Task material:
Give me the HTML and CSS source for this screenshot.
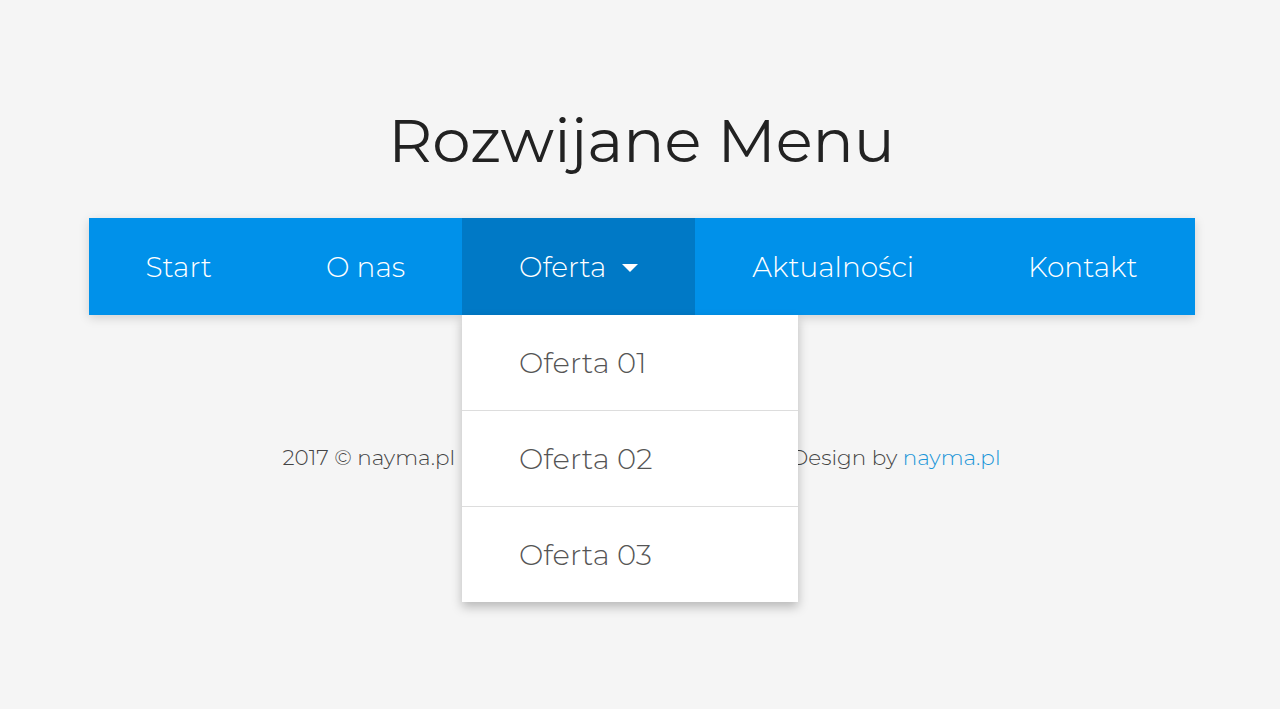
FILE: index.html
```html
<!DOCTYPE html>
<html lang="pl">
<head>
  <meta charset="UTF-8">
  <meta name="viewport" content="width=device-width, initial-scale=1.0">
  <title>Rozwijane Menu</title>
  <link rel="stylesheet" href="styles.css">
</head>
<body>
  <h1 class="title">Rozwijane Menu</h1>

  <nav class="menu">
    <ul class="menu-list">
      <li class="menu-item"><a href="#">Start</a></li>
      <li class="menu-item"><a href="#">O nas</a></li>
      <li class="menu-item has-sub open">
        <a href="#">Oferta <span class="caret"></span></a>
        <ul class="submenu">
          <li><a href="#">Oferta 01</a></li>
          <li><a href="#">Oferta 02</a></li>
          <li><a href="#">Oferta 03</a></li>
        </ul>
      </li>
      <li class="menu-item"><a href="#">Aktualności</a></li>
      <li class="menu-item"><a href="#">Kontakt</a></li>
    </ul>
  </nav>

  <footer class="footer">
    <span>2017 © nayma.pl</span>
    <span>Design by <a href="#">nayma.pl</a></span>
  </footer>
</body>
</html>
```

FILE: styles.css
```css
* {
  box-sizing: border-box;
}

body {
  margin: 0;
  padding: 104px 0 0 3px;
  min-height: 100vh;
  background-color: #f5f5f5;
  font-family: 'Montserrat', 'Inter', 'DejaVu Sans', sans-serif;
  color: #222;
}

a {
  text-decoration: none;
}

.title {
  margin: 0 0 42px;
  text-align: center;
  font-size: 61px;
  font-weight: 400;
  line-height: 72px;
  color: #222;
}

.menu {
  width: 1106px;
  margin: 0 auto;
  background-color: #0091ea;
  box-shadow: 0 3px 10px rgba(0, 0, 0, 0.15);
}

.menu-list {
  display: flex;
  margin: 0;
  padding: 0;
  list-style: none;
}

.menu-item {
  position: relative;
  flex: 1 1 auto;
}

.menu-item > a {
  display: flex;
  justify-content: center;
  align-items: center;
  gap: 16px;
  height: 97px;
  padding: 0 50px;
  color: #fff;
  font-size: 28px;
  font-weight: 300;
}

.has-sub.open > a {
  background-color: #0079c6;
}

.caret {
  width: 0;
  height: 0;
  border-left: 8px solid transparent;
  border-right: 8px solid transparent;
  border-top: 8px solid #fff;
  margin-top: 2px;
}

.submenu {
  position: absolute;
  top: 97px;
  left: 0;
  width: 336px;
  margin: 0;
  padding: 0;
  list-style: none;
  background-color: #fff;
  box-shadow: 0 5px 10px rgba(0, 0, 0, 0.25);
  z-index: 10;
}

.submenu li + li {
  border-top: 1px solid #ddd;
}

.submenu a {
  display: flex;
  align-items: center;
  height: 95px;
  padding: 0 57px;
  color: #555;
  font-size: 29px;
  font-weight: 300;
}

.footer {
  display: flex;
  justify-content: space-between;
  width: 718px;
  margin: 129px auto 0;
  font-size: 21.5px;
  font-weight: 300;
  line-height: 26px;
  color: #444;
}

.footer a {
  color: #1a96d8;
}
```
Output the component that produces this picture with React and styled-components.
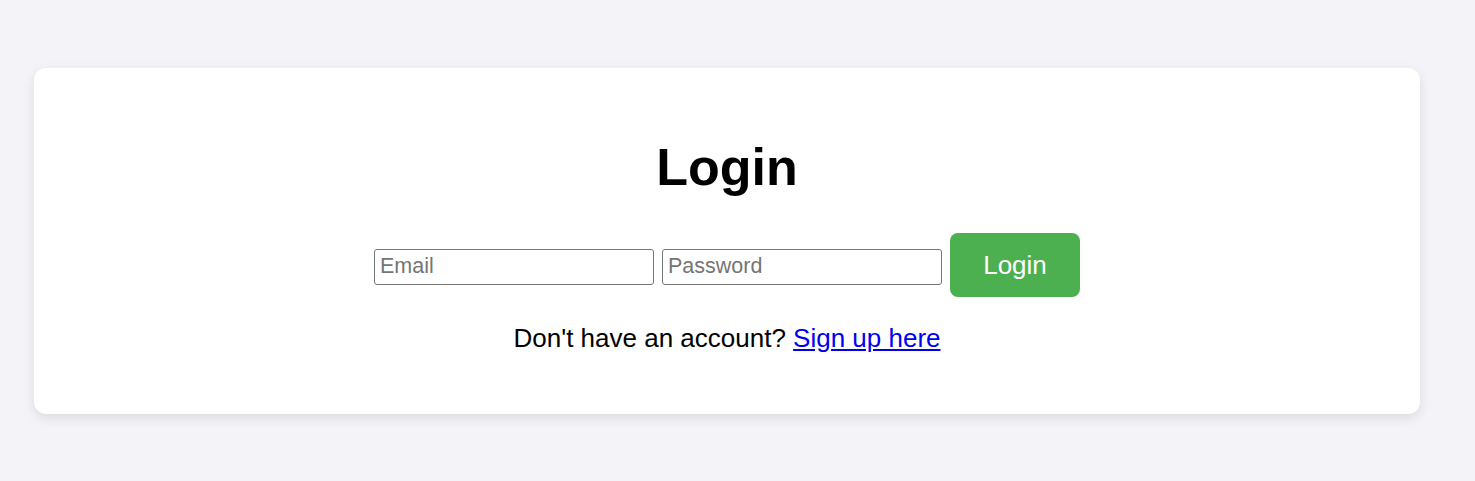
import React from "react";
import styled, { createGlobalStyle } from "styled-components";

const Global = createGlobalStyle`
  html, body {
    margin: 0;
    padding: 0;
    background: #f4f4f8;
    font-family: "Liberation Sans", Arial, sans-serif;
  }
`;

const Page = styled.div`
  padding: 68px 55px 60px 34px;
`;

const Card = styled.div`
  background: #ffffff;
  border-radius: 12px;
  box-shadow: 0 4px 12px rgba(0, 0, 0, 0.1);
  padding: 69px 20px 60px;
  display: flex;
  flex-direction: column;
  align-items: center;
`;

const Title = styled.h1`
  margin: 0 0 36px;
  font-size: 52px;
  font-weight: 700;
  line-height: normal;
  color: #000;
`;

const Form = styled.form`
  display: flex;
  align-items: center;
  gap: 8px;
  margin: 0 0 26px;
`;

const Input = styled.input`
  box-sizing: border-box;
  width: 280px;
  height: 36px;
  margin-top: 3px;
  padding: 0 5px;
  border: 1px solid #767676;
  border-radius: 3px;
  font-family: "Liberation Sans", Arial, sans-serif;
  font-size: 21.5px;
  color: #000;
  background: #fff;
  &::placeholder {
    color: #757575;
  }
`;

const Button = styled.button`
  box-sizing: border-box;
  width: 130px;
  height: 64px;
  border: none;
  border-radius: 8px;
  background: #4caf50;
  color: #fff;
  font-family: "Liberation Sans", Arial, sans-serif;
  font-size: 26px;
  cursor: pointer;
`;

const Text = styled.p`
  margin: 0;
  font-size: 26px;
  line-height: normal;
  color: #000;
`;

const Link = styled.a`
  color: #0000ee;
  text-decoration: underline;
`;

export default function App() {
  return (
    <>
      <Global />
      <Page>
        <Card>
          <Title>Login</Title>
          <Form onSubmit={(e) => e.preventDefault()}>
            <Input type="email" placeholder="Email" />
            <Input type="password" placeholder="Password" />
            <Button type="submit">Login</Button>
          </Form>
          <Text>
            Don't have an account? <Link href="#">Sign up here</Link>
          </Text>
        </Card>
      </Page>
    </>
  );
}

Set exercise: Filter lines by "components" and return each hit.

Exercise solution:
Output the component that produces this picture with React and styled-components.
import styled, { createGlobalStyle } from "styled-components";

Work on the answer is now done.